Het zegt uiteraard nog niets, maar Nederland houdt voorlopig redelijk gelijke tred met zijn belangrijkste concurrenten. Frankrijk en Portugal stonden zonder te spelen al op 1.333, omdat beide landen twee clubs direct de Champions League in kunnen sturen: Paris Saint-Germain en Olympique Marseille namens Frankrijk, FC Porto en Sporting Portugal namens Portugal. De Franse clubs komen in dit stadium van het Europese seizoen nog niet in actie, Vitória Guimarães won donderdag van het Hongaarse Puskás Akadémia en heeft Portugal aan een extraatje van 0.167 geholpen.

De huidige top-tien van de coëfficiëntenranking
1. Engeland 88.855 (2.285) (7/7)
2. Spanje 78.712 (2.285) (7/7)
3. Duitsland 67.856 (2.500) (8/8)
4. Italië 61.854 (2.285) (7/7)
5. Frankrijk 49.914 (1.333) (6/6)
6. NEDERLAND 47.400 (1.000) (5/5)
7. Portugal 45.216 (1.500) (6/6)
8. Schotland 33.700 (0.800) (5/5)
9. Oostenrijk 30.000 (0.800) (5/5)
10. België 28.900 (0.900) (5/5)
(Tussen haakjes de score van dit seizoen en het aantal deelnemers)

Na de returnwedstrijden van AZ en Vítória Guimarães kan de strijd om de plekken vijf en zes echt beginnen. PSV, FC Twente, Benfica, Gil Vicente en AS Monaco beginnen dan ook in de Europese clubtoernooien, OGC Nice sluit in de laatste Europa League-voorronde aan. De meeste Franse en Portugese clubs beginnen pas in de hoofdtoernooien – net als Ajax en Feyenoord overigens – en Nederland kan nog steeds profiteren van het feit dat het met vijf clubs actief is, in plaats van zes. Elk punt dat een Nederlandse club pakt, is dus meer waard dan elk punt dat een Portugese club pakt.

Nederland kan in deze voorrondes dus alvast inlopen op Frankrijk en uitlopen op Portugal, zoals op deze donderdag al voor het eerst is gedaan. Champions League-kwalificatie zou voor Nederland 0.800 extra op kunnen leveren en voor Frankrijk en Portugal 0.667. Het tweeluik tussen PSV en AS Monaco wordt daardoor extra belangrijk, terwijl we ook met een schuin oog naar de verrichtingen van Roger Schmidt en Benfica moeten kijken. In de Europa League en Conference League tellen voorlopig alleen de wedstrijdpunten, plaatsing voor de poulefase levert in beide toernooien geen extra bonus op.

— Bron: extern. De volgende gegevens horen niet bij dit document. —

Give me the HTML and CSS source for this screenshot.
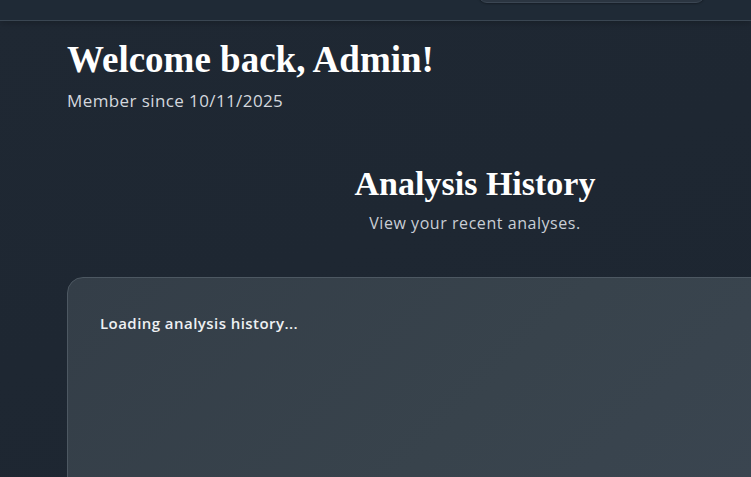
FILE: index.html
```html
<!DOCTYPE html>
<html lang="en">
<head>
<meta charset="utf-8">
<title>Dashboard</title>
<link rel="stylesheet" href="styles.css">
</head>
<body>
<header class="topbar">
  <div class="topbar-inner">
    <div class="search-pill"></div>
  </div>
</header>
<main class="page">
  <section class="welcome">
    <h1 class="welcome-title">Welcome back, Admin!</h1>
    <p class="welcome-sub">Member since 10/11/2025</p>
  </section>
  <section class="history">
    <div class="history-head">
      <h2 class="history-title">Analysis History</h2>
      <p class="history-sub">View your recent analyses.</p>
    </div>
    <div class="history-card">
      <p class="loading">Loading analysis history...</p>
    </div>
  </section>
</main>
</body>
</html>
```

FILE: styles.css
```css
* { box-sizing: border-box; }
html, body {
  margin: 0;
  padding: 0;
  width: 751px;
  height: 477px;
  overflow: hidden;
}
body {
  background: linear-gradient(160deg, #1f2833 0%, #1d2631 100%);
  font-family: "Open Sans", "DejaVu Sans", sans-serif;
  color: #f3f4f6;
}
.topbar {
  height: 21px;
  background: #1f2a36;
  border-bottom: 1px solid #3a4652;
  box-shadow: 0 3px 6px rgba(0, 0, 0, 0.18);
  position: relative;
  overflow: hidden;
}
.topbar-inner {
  display: flex;
  padding-left: 478px;
}
.search-pill {
  width: 227px;
  height: 40px;
  margin-top: -37px;
  border-radius: 9px;
  background: #2b3541;
  border: 1px solid #3b4653;
  box-shadow: 0 1px 2px rgba(0,0,0,0.3);
}
.page {
  padding-left: 67px;
  width: 883px;
}
.welcome {
  padding-top: 19px;
}
.welcome-title {
  margin: 0;
  font-family: "Liberation Serif", "DejaVu Serif", serif;
  font-weight: 700;
  font-size: 37px;
  line-height: 40px;
  color: #ffffff;
}
.welcome-sub {
  margin: 10px 0 0;
  font-size: 17px;
  line-height: 22px;
  letter-spacing: 0.4px;
  color: #d4d8de;
}
.history {
  width: 816px;
}
.history-head {
  display: flex;
  flex-direction: column;
  align-items: center;
  padding-top: 53px;
}
.history-title {
  margin: 0;
  font-family: "Liberation Serif", "DejaVu Serif", serif;
  font-weight: 700;
  font-size: 34px;
  line-height: 38px;
  color: #ffffff;
}
.history-sub {
  margin: 10px 0 0;
  font-size: 16px;
  line-height: 21px;
  letter-spacing: 0.55px;
  color: #c9ced6;
}
.history-card {
  margin-top: 43px;
  height: 260px;
  border: 1px solid #4d5862;
  border-radius: 16px;
  background: linear-gradient(135deg, #343e48 0%, #38434c 50%, #3b4652 100%);
  padding: 35px 32px;
}
.loading {
  margin: 0;
  font-size: 15px;
  line-height: 20px;
  font-weight: 600;
  letter-spacing: 0.45px;
  color: #eef0f3;
}
```
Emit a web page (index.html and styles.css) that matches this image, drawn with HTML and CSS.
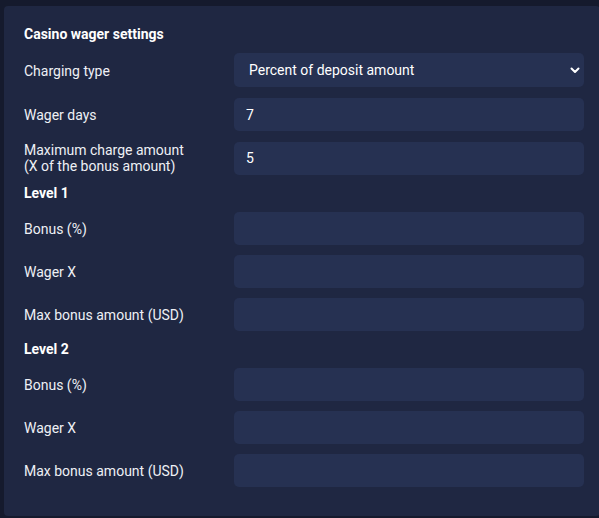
FILE: index.html
```html
<!DOCTYPE html>
<html>
<head>
<meta charset="utf-8">
<link rel="stylesheet" href="styles.css">
</head>
<body>
<div class="panel">
  <div class="title">Casino wager settings</div>
  <div class="rows">
    <div class="row row-select">
      <label class="label">Charging type</label>
      <div class="select-wrap">
        <select class="field select">
          <option>Percent of deposit amount</option>
        </select>
        <svg class="chev" width="10" height="7" viewBox="0 0 10 7"><path d="M1.5 1.5 L5 5 L8.5 1.5" fill="none" stroke="#ffffff" stroke-width="2" stroke-linecap="round" stroke-linejoin="round"/></svg>
      </div>
    </div>
    <div class="row">
      <label class="label">Wager days</label>
      <input class="field" value="7">
    </div>
    <div class="row row-tall">
      <label class="label">Maximum charge amount<br>(X of the bonus amount)</label>
      <input class="field" value="5">
    </div>
    <div class="level">Level 1</div>
    <div class="row">
      <label class="label">Bonus (%)</label>
      <input class="field" value="">
    </div>
    <div class="row">
      <label class="label">Wager X</label>
      <input class="field" value="">
    </div>
    <div class="row">
      <label class="label">Max bonus amount (USD)</label>
      <input class="field" value="">
    </div>
    <div class="level">Level 2</div>
    <div class="row">
      <label class="label">Bonus (%)</label>
      <input class="field" value="">
    </div>
    <div class="row">
      <label class="label">Wager X</label>
      <input class="field" value="">
    </div>
    <div class="row">
      <label class="label">Max bonus amount (USD)</label>
      <input class="field" value="">
    </div>
  </div>
</div>
</body>
</html>
```

FILE: styles.css
```css
html, body {
  margin: 0;
  padding: 0;
  background: #151a2d;
  overflow: hidden;
}
body {
  width: 599px;
  height: 518px;
  font-family: Roboto, "Liberation Sans", sans-serif;
  color: #f2f3f7;
}
.panel {
  margin: 6px 0 0 4px;
  width: 596px;
  height: 510px;
  box-sizing: border-box;
  background: #1f2742;
  border-radius: 4px;
  padding: 20px 16px 29px 20px;
}
.title {
  font-size: 14px;
  font-weight: 700;
  line-height: 17px;
  height: 17px;
  margin-bottom: 10px;
  color: #ffffff;
}
.rows {
  display: flex;
  flex-direction: column;
  gap: 10px;
}
.row {
  display: grid;
  grid-template-columns: 210px 350px;
  align-items: center;
  min-height: 33px;
}
.row-select {
  min-height: 35px;
}
.row-tall {
  min-height: 34px;
}
.label {
  font-size: 14px;
  line-height: 16px;
  color: #eef0f5;
}
.level {
  font-size: 14px;
  font-weight: 700;
  line-height: 17px;
  height: 17px;
  color: #ffffff;
}
.field {
  box-sizing: border-box;
  width: 350px;
  height: 33px;
  border: none;
  outline: none;
  border-radius: 5px;
  background: #263152;
  color: #ffffff;
  font-family: Roboto, "Liberation Sans", sans-serif;
  font-size: 14px;
  padding: 0 12px;
  margin: 0;
}
.select-wrap {
  position: relative;
  width: 350px;
  height: 34px;
  align-self: start;
}
.select {
  -webkit-appearance: none;
  appearance: none;
  height: 34px;
  padding-left: 15px;
}
.chev {
  position: absolute;
  right: 4px;
  top: 14px;
  pointer-events: none;
}
```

Voor Nederland is nu deel twee van de jacht op de top-zes begonnen: na het vorige topseizoen werd Portugal alvast gepasseerd, maar nu is het zaak om ook op de zesde plek te blijven. Als dat aan het einde van het seizoen inderdaad het geval is, kan Nederland in 2024 met twee clubs direct de Champions League in. Als ook Frankrijk nog wordt bijgehaald, lonken er zelfs drie rechtstreekse Champions League-plekken voor de Eredivisie. Nederland mag in de toekomst ook één extra club afvaardigen als het tot twee best scorende landen van Europa behoort, zoals vorig seizoen het geval was.